[Start DATASET EXCERPTS]

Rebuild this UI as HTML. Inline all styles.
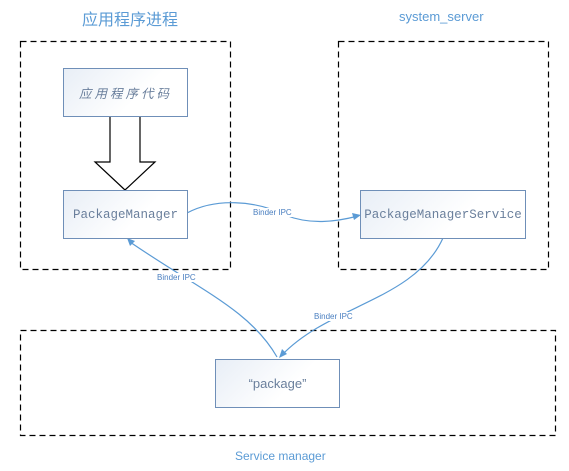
<!DOCTYPE html><html><head><style>body{margin:0;background:#fff;width:569px;height:471px;overflow:hidden;position:relative;font-family:"Liberation Sans","Noto Sans CJK SC",sans-serif}
.t{position:absolute;color:#5b9bd5;white-space:nowrap}
.b{position:absolute;border:1.5px solid #6f8fb8;background:linear-gradient(135deg,#e8eef6,#fff 60%);color:#6a7f9c;display:flex;align-items:center;justify-content:center;box-sizing:border-box;font-family:"Liberation Mono","Noto Sans CJK SC",monospace;font-size:12.5px}
.l{position:absolute;font-size:8px;color:#4a7fc0;background:#fff;padding:0 1px}
</style></head><body>
<svg width="569" height="471" style="position:absolute;left:0;top:0">
<g fill="none" stroke="#000" stroke-dasharray="6,4" stroke-width="1.2">
<rect x="20.5" y="41.5" width="210" height="228"/>
<rect x="338.5" y="41.5" width="210" height="228"/>
<rect x="20.5" y="330.5" width="535" height="105"/>
</g>
<path d="M110 116V162H95L125 190L155 162H140V116Z" fill="#fff" stroke="#000" stroke-width="1.2"/>
<g fill="none" stroke="#5b9bd5" stroke-width="1.2">
<path d="M187 213C215 198 255 200 285 215C310 225 335 222 358 216"/>
<path d="M443 238C415 300 330 305 282 355"/>
<path d="M277 357C250 310 200 290 130 242"/>
</g>
<g fill="#5b9bd5"><path d="M361 215l-9 -2l2 7z"/><path d="M279 358l3 -9l5 5z"/><path d="M127 238l8 3l-5 5z"/></g>
</svg>
<div class="t" style="left:82px;top:6px;font-size:16px">应用程序进程</div>
<div class="t" style="left:399px;top:9px;font-size:13px">system_server</div>
<div class="t" style="left:235px;top:449px;font-size:12px">Service manager</div>
<div class="b" style="left:63px;top:68px;width:125px;height:49px;font-style:italic;letter-spacing:3px">应用程序代码</div>
<div class="b" style="left:63px;top:190px;width:125px;height:49px">PackageManager</div>
<div class="b" style="left:360px;top:190px;width:166px;height:49px">PackageManagerService</div>
<div class="b" style="left:215px;top:359px;width:125px;height:49px;font-family:'Liberation Sans',sans-serif;font-size:13px">“package”</div>
<div class="l" style="left:252px;top:208px">Binder IPC</div>
<div class="l" style="left:156px;top:273px">Binder IPC</div>
<div class="l" style="left:313px;top:312px">Binder IPC</div>
</body></html>
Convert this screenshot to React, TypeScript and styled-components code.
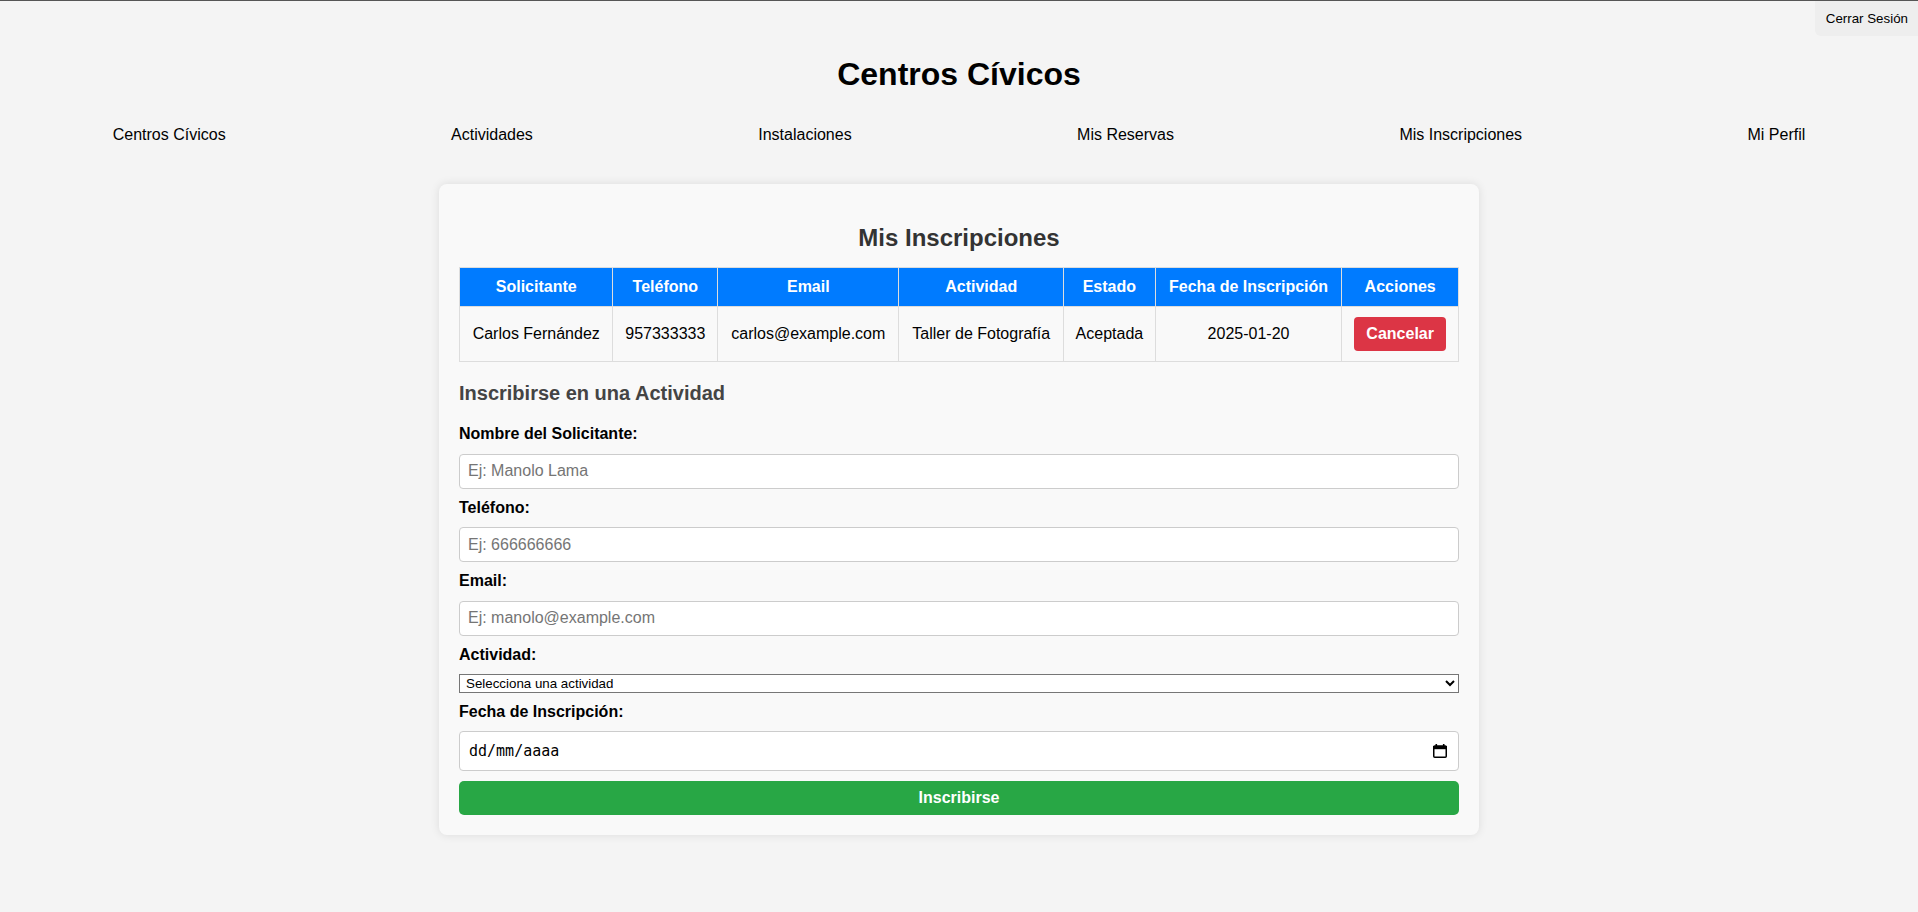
import React from "react";
import styled, { createGlobalStyle } from "styled-components";

const GlobalStyle = createGlobalStyle`
  html, body {
    margin: 0;
    padding: 0;
    background: #f4f4f4;
    font-family: "Liberation Sans", Arial, sans-serif;
    color: #000;
  }
  * { box-sizing: border-box; }
`;

const Page = styled.div`
  border-top: 1px solid #555;
  min-height: 911px;
`;

const TopBar = styled.header`
  display: flex;
  justify-content: flex-end;
  height: 35px;
`;

const LogoutButton = styled.button`
  font-family: "Liberation Sans", Arial, sans-serif;
  font-size: 13.33px;
  color: #000;
  background: #eeeeee;
  border: none;
  border-radius: 0 0 0 6px;
  padding: 0 10px 0 11px;
  height: 35px;
  cursor: pointer;
`;

const Title = styled.h1`
  margin: 20px 0 0;
  text-align: center;
  font-size: 32px;
  font-weight: bold;
`;

const Nav = styled.nav`
  display: flex;
  justify-content: space-around;
  margin-top: 33px;
`;

const NavLink = styled.a`
  color: #000;
  text-decoration: none;
  font-size: 16px;
  line-height: 18.4px;
`;

const Card = styled.main`
  width: 1040px;
  margin: 40px auto 0;
  padding: 20px;
  background: #f9f9f9;
  border-radius: 8px;
  box-shadow: 0 0 10px rgba(0, 0, 0, 0.1);
`;

const CardTitle = styled.h2`
  margin: 20px 0 15px;
  text-align: center;
  font-size: 24px;
  color: #333;
`;

const Table = styled.table`
  width: 100%;
  border-collapse: collapse;
  font-size: 16px;
`;

const Th = styled.th`
  background: #007bff;
  color: #fff;
  border: 1px solid #ddd;
  padding: 10px;
  font-weight: bold;
  text-align: center;
`;

const Td = styled.td`
  border: 1px solid #ddd;
  padding: 10px;
  text-align: center;
`;

const DangerButton = styled.button`
  font-family: "Liberation Sans", Arial, sans-serif;
  font-size: 16px;
  font-weight: bold;
  color: #fff;
  background: #dc3545;
  border: none;
  border-radius: 4px;
  padding: 8px 12px;
  cursor: pointer;
`;

const SectionTitle = styled.h3`
  margin: 20px 0 20px;
  font-size: 20px;
  color: #444;
`;

const Form = styled.form`
  display: block;
`;

const Label = styled.label`
  display: block;
  font-weight: bold;
  font-size: 16px;
  line-height: 18.4px;
  margin-bottom: 10px;
`;

const TextInput = styled.input`
  display: block;
  width: 100%;
  height: 35px;
  padding: 8px;
  margin-bottom: 10px;
  border: 1px solid #ccc;
  border-radius: 4px;
  background: #fff;
  font-family: "Liberation Sans", Arial, sans-serif;
  font-size: 16px;
  &::placeholder { color: #757575; }
`;

const Select = styled.select`
  display: block;
  width: 100%;
  height: 19px;
  margin: 0 0 10px;
  padding: 0 2px;
  font-family: "Liberation Sans", Arial, sans-serif;
  font-size: 13.33px;
  color: #000;
  background: #fff;
  border: 1px solid #767676;
  border-radius: 0;
`;

const DateField = styled.div`
  position: relative;
  margin-bottom: 10px;
`;

const DateInput = styled.input`
  display: block;
  width: 100%;
  height: 40px;
  padding: 8px 40px 8px 9px;
  border: 1px solid #ccc;
  border-radius: 4px;
  background: #fff;
  font-family: "DejaVu Sans Mono", "Liberation Mono", monospace;
  font-size: 15px;
  &::placeholder { color: #000; }
`;

const CalendarIcon = styled.svg`
  position: absolute;
  right: 12px;
  top: 13px;
  width: 14px;
  height: 14px;
  pointer-events: none;
`;

const SubmitButton = styled.button`
  display: block;
  width: 100%;
  height: 34px;
  font-family: "Liberation Sans", Arial, sans-serif;
  font-size: 16px;
  font-weight: bold;
  color: #fff;
  background: #28a745;
  border: none;
  border-radius: 5px;
  cursor: pointer;
`;

const navItems = [
  "Centros Cívicos",
  "Actividades",
  "Instalaciones",
  "Mis Reservas",
  "Mis Inscripciones",
  "Mi Perfil",
];

const headers = [
  "Solicitante",
  "Teléfono",
  "Email",
  "Actividad",
  "Estado",
  "Fecha de Inscripción",
  "Acciones",
];

const rows = [
  {
    name: "Carlos Fernández",
    phone: "957333333",
    email: "carlos@example.com",
    activity: "Taller de Fotografía",
    status: "Aceptada",
    date: "2025-01-20",
  },
];

export default function App() {
  return (
    <>
      <GlobalStyle />
      <Page>
        <TopBar>
          <LogoutButton>Cerrar Sesión</LogoutButton>
        </TopBar>
        <Title>Centros Cívicos</Title>
        <Nav>
          {navItems.map((item) => (
            <NavLink key={item} href="#">
              {item}
            </NavLink>
          ))}
        </Nav>
        <Card>
          <CardTitle>Mis Inscripciones</CardTitle>
          <Table>
            <thead>
              <tr>
                {headers.map((h) => (
                  <Th key={h}>{h}</Th>
                ))}
              </tr>
            </thead>
            <tbody>
              {rows.map((r) => (
                <tr key={r.email}>
                  <Td>{r.name}</Td>
                  <Td>{r.phone}</Td>
                  <Td>{r.email}</Td>
                  <Td>{r.activity}</Td>
                  <Td>{r.status}</Td>
                  <Td>{r.date}</Td>
                  <Td>
                    <DangerButton>Cancelar</DangerButton>
                  </Td>
                </tr>
              ))}
            </tbody>
          </Table>

          <SectionTitle>Inscribirse en una Actividad</SectionTitle>
          <Form onSubmit={(e) => e.preventDefault()}>
            <Label htmlFor="nombre">Nombre del Solicitante:</Label>
            <TextInput id="nombre" type="text" placeholder="Ej: Manolo Lama" />
            <Label htmlFor="telefono">Teléfono:</Label>
            <TextInput id="telefono" type="text" placeholder="Ej: 666666666" />
            <Label htmlFor="email">Email:</Label>
            <TextInput id="email" type="text" placeholder="Ej: manolo@example.com" />
            <Label htmlFor="actividad">Actividad:</Label>
            <Select id="actividad" defaultValue="">
              <option value="">Selecciona una actividad</option>
            </Select>
            <Label htmlFor="fecha">Fecha de Inscripción:</Label>
            <DateField>
              <DateInput id="fecha" type="text" placeholder="dd/mm/aaaa" />
              <CalendarIcon viewBox="0 0 14 14" aria-hidden="true">
                <rect x="0.75" y="2" width="12.5" height="11.25" rx="1" fill="none" stroke="#000" strokeWidth="1.5" />
                <rect x="0" y="2" width="14" height="3.2" fill="#000" />
                <rect x="2.5" y="0" width="1.6" height="3" fill="#000" />
                <rect x="9.9" y="0" width="1.6" height="3" fill="#000" />
              </CalendarIcon>
            </DateField>
            <SubmitButton type="submit">Inscribirse</SubmitButton>
          </Form>
        </Card>
      </Page>
    </>
  );
}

[End DATASET EXCERPTS]

WHAT NEEDS TO BE DONE: Using the material above, copy every line in which the string "React" occurs.

RESPONSE TO THIS EXERCISE:
Convert this screenshot to React, TypeScript and styled-components code.
import React from "react";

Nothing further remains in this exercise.